I especially thank the poster who pointed out that my worrying about him not acheiving his full income potential is rude and just like him berating me (he does not do this) for not being a perfect housewife or have a perfect figure.

There were many other points I will probably print out and review with my program of life daily.

I thank you men for speaking out for one of you. I want to change and treat him better. I will do it with the help of God.
 
OP: IF your husband has ever hit you, this is a wake up call friend. This changes the situation drastically. My H has thrown a cup of coffee at the wall, and his dinner plate filled with food a couple times in his anger, but he never has hit me, and I know never would. IF your H has hit you in anger, it is time to re-evaluate. IF he is a physical abuser, you must get help.
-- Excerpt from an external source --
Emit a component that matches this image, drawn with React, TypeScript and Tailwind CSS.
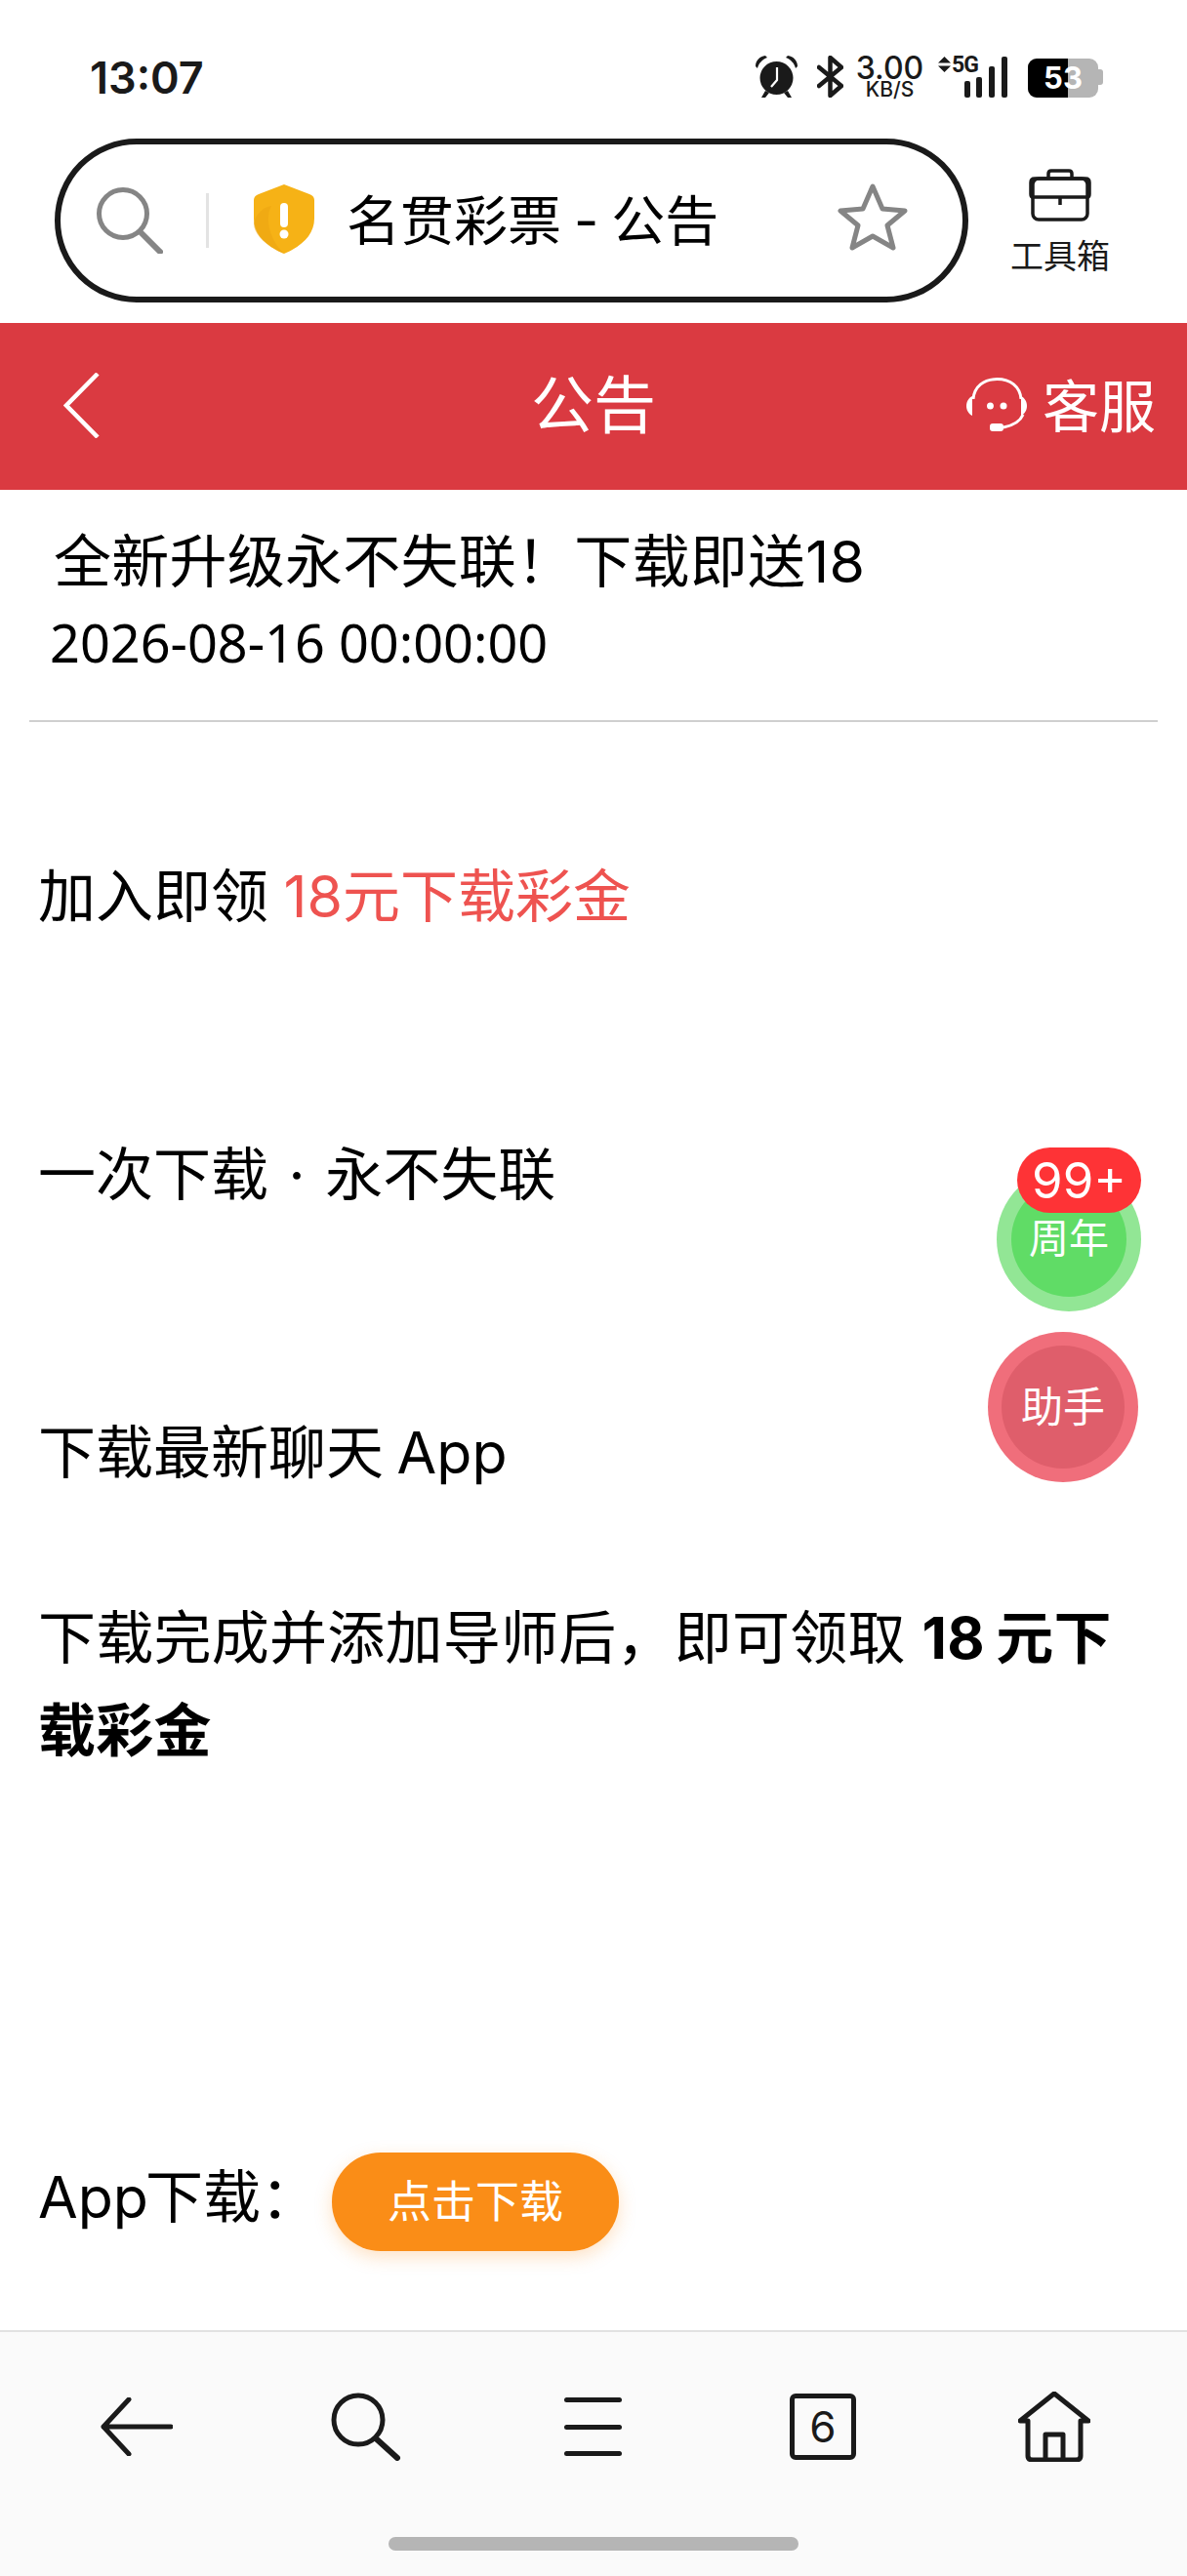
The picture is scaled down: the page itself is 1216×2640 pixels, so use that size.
const cjk = "font-['Inter','Noto_Sans_CJK_SC',sans-serif]";

function StatusIcons() {
  return (
    <div className="flex items-start text-[#1a1a1a]">
      <svg width="43" height="43" viewBox="0 0 43 43" className="shrink-0">
        <circle cx="21.5" cy="23" r="17" fill="#1a1a1a" />
        <path d="M0 11C0 5 4 1 10 0l2 2C7 4 3 8 2 13Z M43 11C43 5 39 1 33 0l-2 2c5 2 9 6 10 11Z" fill="#1a1a1a" />
        <path d="M10 36l-4 7h4l4-5Z M33 36l4 7h-4l-4-5Z" fill="#1a1a1a" />
        <path d="M22 12v13l-6 7" fill="none" stroke="#fff" strokeWidth="2.2" />
      </svg>
      <svg width="27" height="43" viewBox="0 0 27 43" className="ml-5 shrink-0">
        <path d="M2 31L25 12 13.500 2v39l11.500-10L2 12" fill="none" stroke="#1a1a1a" strokeWidth="4.500" strokeLinejoin="round" strokeLinecap="round" />
      </svg>
      <div className="ml-[14px] flex w-[67px] flex-col items-center">
        <span className="text-[32px] leading-[25px] font-medium">3.00</span>
        <span className="text-[21px] leading-[20px] font-medium">KB/S</span>
      </div>
      <div className="relative ml-4 h-[43px] w-[71px] shrink-0">
        <svg width="71" height="43" viewBox="0 0 71 43" className="absolute top-0 left-0">
          <path d="M0 7.500L6.500 1l6.500 6.500Z M0 10.500l6.500 6.500 6.500-6.500Z" fill="#1a1a1a" />
          <rect x="27" y="26" width="6" height="17" rx="2" fill="#1a1a1a" />
          <rect x="39" y="22" width="6" height="21" rx="2" fill="#1a1a1a" />
          <rect x="52" y="11" width="6" height="32" rx="2" fill="#1a1a1a" />
          <rect x="65" y="1" width="6" height="42" rx="2" fill="#1a1a1a" />
        </svg>
        <span className="absolute top-[-2px] left-[14px] font-['Roboto',sans-serif] text-[23px] leading-[24px] font-bold tracking-[-1px]">5G</span>
      </div>
      <div className="relative mt-[3px] ml-[21px] h-[40px] w-[72px] shrink-0 overflow-hidden rounded-[9px] bg-[#b5b5b5]">
        <div className="h-full w-[41px] bg-black" />
        <span className="absolute inset-0 text-center text-[31px] leading-[40px] font-bold text-white">53</span>
      </div>
      <span className="mt-[14px] h-[16px] w-[5px] rounded-r-[3px] bg-[#b5b5b5]" />
    </div>
  );
}

export default function App() {
  return (
    <div className={`relative flex h-[2640px] w-[1216px] flex-col overflow-hidden bg-white text-black ${cjk}`}>
      {/* status bar */}
      <div className="flex h-[142px] items-start justify-between pt-[57px] pr-[86px] pl-[92px]">
        <span className="text-[45px] leading-[45px] font-semibold text-[#1a1a1a]">13:07</span>
        <StatusIcons />
      </div>

      {/* address bar */}
      <div className="flex h-[189px] items-start pl-[56px]">
        <div className="flex h-[168px] w-[936px] shrink-0 items-center rounded-[84px] border-[6px] border-[#1a1a1a] pl-[37px]">
          <svg width="68" height="68" viewBox="0 0 68 68" className="shrink-0">
            <circle cx="27" cy="27" r="24.500" fill="none" stroke="#858585" strokeWidth="5" />
            <path d="M45 46l20 20" stroke="#858585" strokeWidth="6" strokeLinecap="round" />
          </svg>
          <span className="ml-[44px] h-[56px] w-[3px] shrink-0 bg-[#e3e3e3]" />
          <svg width="62" height="71" viewBox="0 0 62 71" className="-mt-[3px] ml-[46px] shrink-0">
            <path d="M31 0L57 10c3 1 5 3 5 6v19c0 16-12 28-31 36C12 63 0 51 0 35V16c0-3 2-5 5-6Z" fill="#f6b216" />
            <path d="M31 71C12 63 0 51 0 40c2-10 10-17 18-18-5 8-6 30 13 49Z" fill="#eda512" opacity="0.6" />
            <rect x="27" y="19" width="8" height="25" rx="4" fill="#fff" />
            <circle cx="31" cy="51" r="4.500" fill="#fff" />
          </svg>
          <span className="ml-[33px] text-[55px] leading-none whitespace-nowrap [word-spacing:-2.5px]">名贯彩票 - 公告</span>
          <svg width="72" height="69" viewBox="0 0 72 69" className="mr-[56px] ml-auto -mt-[8px] shrink-0">
            <path d="M36 3l10 23 23 2-18 15 6 23-21-12-21 12 6-23L3 28l23-2Z" fill="none" stroke="#858585" strokeWidth="5" strokeLinejoin="round" />
          </svg>
        </div>
        <div className="ml-[34px] flex w-[120px] flex-col items-center pt-[31px]">
          <svg width="64" height="54" viewBox="0 0 64 54">
            <rect x="4" y="10" width="56" height="42" rx="6" fill="none" stroke="#1a1a1a" strokeWidth="3.500" />
            <path d="M20 10V5c0-2 1-3 3-3h18c2 0 3 1 3 3v5 M2 14c0-3 1-4 4-4h52c3 0 4 1 4 4v12c0 2 0 3-2 3H4c-2 0-2-1-2-3Z M32 29v8" fill="none" stroke="#1a1a1a" strokeWidth="3.500" />
          </svg>
          <span className="mt-4 text-[34px] leading-[40px] text-[#1a1a1a]">工具箱</span>
        </div>
      </div>

      {/* red title bar */}
      <div className="relative flex h-[171px] items-center justify-center bg-[#da3a41]">
        <svg width="37" height="67" viewBox="0 0 37 67" className="absolute top-[51px] left-[65px]">
          <path d="M35 1L3 33.500 35 66" fill="none" stroke="#fff" strokeWidth="4.500" />
        </svg>
        <span className="-mt-[3px] text-[64px] leading-none text-white">公告</span>
        <div className="absolute right-[32px] flex items-center gap-[16px]">
          <svg width="62" height="56" viewBox="0 0 62 56" className="-mt-[4px]">
            <path d="M7 22C8 9 18 1.500 31.500 1.500S55 9 56 22" fill="none" stroke="#fff" strokeWidth="3" />
            <path d="M6 19C2 21 0 25 0 29s2 8 6 10Z M56 19c4 2 6 6 6 10s-2 8-6 10Z" fill="#fff" />
            <circle cx="24.500" cy="29" r="3.500" fill="#fff" />
            <circle cx="38" cy="29" r="3.500" fill="#fff" />
            <path d="M58 38c-3 7-10 11-20 13" fill="none" stroke="#fff" strokeWidth="3" />
            <rect x="24" y="47" width="14" height="8" rx="3" fill="#fff" />
          </svg>
          <span className="text-[58px] leading-none text-white">客服</span>
        </div>
      </div>

      {/* article */}
      <div className="px-[30px]">
        <div className="border-b-2 border-[#cfcfcf] pb-[49px]">
          <p className="mt-[38px] pl-[25px] text-[59px] leading-[72px] tracking-[0.25px]">全新升级永不失联！下载即送18</p>
          <p className="mt-[15px] pl-[21px] font-['Noto_Sans',sans-serif] text-[54px] leading-[62px]">2026-08-16 00:00:00</p>
        </div>
      </div>
      <div className="pr-[50px] pl-[39px] text-[59px] leading-[95px]">
        <p className="mt-[131px]">加入即领 <span className="-ml-px text-[#ee5350]">18元下载彩金</span></p>
        <p className="mt-[190px]">一次下载 <span className="mx-1">·</span> 永不失联</p>
        <p className="mt-[190px] [word-spacing:-3px]">下载最新聊天 App</p>
        <p className="mt-[95px] tracking-[0.25px]">下载完成并添加导师后，即可领取 <strong className="[word-spacing:-3px]">18 元下载彩金</strong></p>
        <div className="mt-[375px] flex items-center">
          <span>App<span className="-ml-[3px]">下载：</span></span>
          <span className="mt-[10px] ml-[14px] flex h-[101px] w-[294px] items-center justify-center rounded-[50px] bg-[#fa8d17] text-[45px] text-white shadow-[0_6px_18px_rgba(250,141,23,0.25)]">点击下载</span>
        </div>
      </div>

      {/* floating buttons */}
      <div className="absolute top-[1196px] left-[1021px] flex h-[148px] w-[148px] items-center justify-center rounded-full bg-[#92e695]">
        <div className="flex h-[118px] w-[118px] items-center justify-center rounded-full bg-[#60dc66] text-[41px] text-white">周年</div>
      </div>
      <span className="absolute top-[1176px] left-[1042px] h-[67px] w-[127px] rounded-[34px] bg-[#fe3336] text-center text-[51px] leading-[67px] text-white">99+</span>
      <div className="absolute top-[1365px] left-[1012px] flex h-[154px] w-[154px] items-center justify-center rounded-full bg-[#f06e7b]">
        <div className="flex h-[126px] w-[126px] items-center justify-center rounded-full bg-[#df5e6b] text-[43px] text-white">助手</div>
      </div>

      {/* bottom bar */}
      <div className="absolute right-0 bottom-0 left-0 h-[252px] border-t-2 border-[#e2e2e2] bg-[#fafafa]">
        <div className="flex h-[194px] items-center pl-[103px]">
          <svg width="74" height="60" viewBox="0 0 74 60" className="shrink-0">
            <path d="M72 30H3M29 2L3 30l26 28" fill="none" stroke="#1a1a1a" strokeWidth="5" strokeLinecap="round" strokeLinejoin="round" />
          </svg>
          <svg width="72" height="70" viewBox="0 0 72 70" className="ml-[162px] shrink-0">
            <circle cx="28" cy="28" r="25" fill="none" stroke="#1a1a1a" strokeWidth="5" />
            <path d="M46 47l22 20" stroke="#1a1a1a" strokeWidth="6" strokeLinecap="round" />
          </svg>
          <div className="ml-[167px] flex h-[60px] w-[59px] shrink-0 flex-col justify-between">
            <span className="h-[5px] rounded bg-[#1a1a1a]" />
            <span className="h-[5px] rounded bg-[#1a1a1a]" />
            <span className="h-[5px] rounded bg-[#1a1a1a]" />
          </div>
          <div className="ml-[172px] flex h-[68px] w-[68px] shrink-0 items-center justify-center rounded-md border-[5px] border-[#1a1a1a] text-[44px] text-[#1a1a1a]">6</div>
          <svg width="74" height="72" viewBox="0 0 74 72" className="ml-[166px] shrink-0">
            <path d="M37 2L2 30h8v36c0 3 2 4 5 4h44c3 0 5-1 5-4V30h8Z M28 70V44h18v26" fill="none" stroke="#1a1a1a" strokeWidth="5" strokeLinejoin="round" />
          </svg>
        </div>
        <div className="mx-auto mt-4 h-[14px] w-[420px] rounded-full bg-[#b5b5b5]" />
      </div>
    </div>
  );
}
This situation is different than a marriage filled with the usual problems, like mine. Ups and downs, financial pressures, kid pressures, in-laws, etc…Abuse is different.

If he physically abuses you, get him out of the home asap. Tell him until he is willing to change, he cannot come back. You want to see his 3 months of counseling receipts. I do feel sometimes men might have anger problems, it isn’t intentional towards their wife or kids, they need help desperately with unresolved issues. They love you and their families, but their problems are standing in the way. They must seek treatment, or they will lose their family.
Don’t give up friend regardless. God can work miracles. He has in my marriage.
 
I fully agree with those who have said that physical abuse is not acceptable. And yes, it does escalate as time goes by unless the abuser gets help and does what he has to do to change.

It sounds like he has some deep-seated issue(s) that have little to do with how you talk to him. He probably sees everything said to him as confirmation that he is a loser or stupid or whatever it is that is making him miserable, because, believe me deep inside he is miserable and needs real help.

As for worrying about how it might affect your kids, you are behind the curve. It has already affected your kids. They have eyes and ears and can see for themselves that something is very wrong between their parents and with their dad. You ALL need counseling, not just you and your husband.

Get help and get it now, for all of you. You have my prayers.